Of course, this financial model is threatened as components of the value proposition of the version of record decouple from it. Preprints are carving out the value of the role of the version of record in registration; public posting of preprints and author accepted manuscripts are carving out the value of the role of the version of record in dissemination. Certification and preservation remain tied relatively strongly with the version of record; however, in some fields being posted on a specific preprint platform shows glimmers of threatening the role of certification. Perhaps these value challenges are why we see an increasing turn to payment-to-publish rather than payment-to-read revenue models as well as publishers pivoting to workflow support and hosting preprints, data, etc. directly. Publishers are innovating in order to attempt to shore up their centrality.

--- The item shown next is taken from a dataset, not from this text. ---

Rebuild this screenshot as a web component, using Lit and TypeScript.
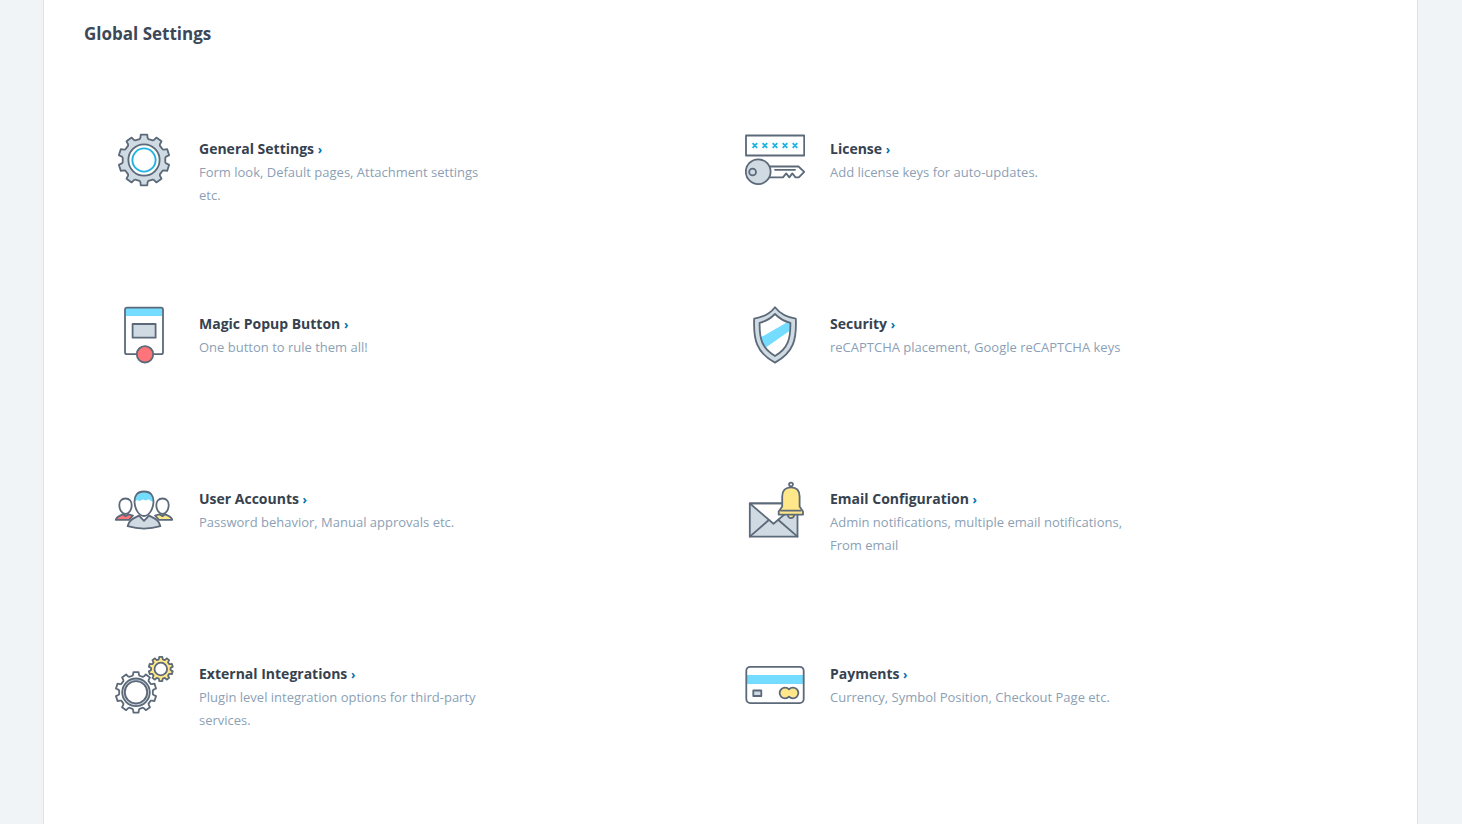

The Future of the Version of Record
The version of record’s role as an organizing principle in scholarly communications is so deeply inherent in the system that dislodging it from that centrality would be a significant challenge and very destabilizing to the system as a whole. One can imagine a future in which research projects generate a document (or a set of documents) that are continuously revised and updated, perhaps over the course of multiple researchers’ careers, with evolving authorship and contribution markers. In such a future, perhaps there is with no identified exclusive version of record, only a set of the most recent versions, and perhaps they are selected into overlay journals, with a given text possibly selected into more than one journal. It seems more likely that the version of record will be the locus of future innovations as the fixed nature of a version of record has proven utility – beyond its financial value – as an infrastructure of knowledge building, information, and recognition and reward systems.
Note: This post is adapted and updated from my plenary talk at the APE 2022 Conference: The Future of the Permanent Record.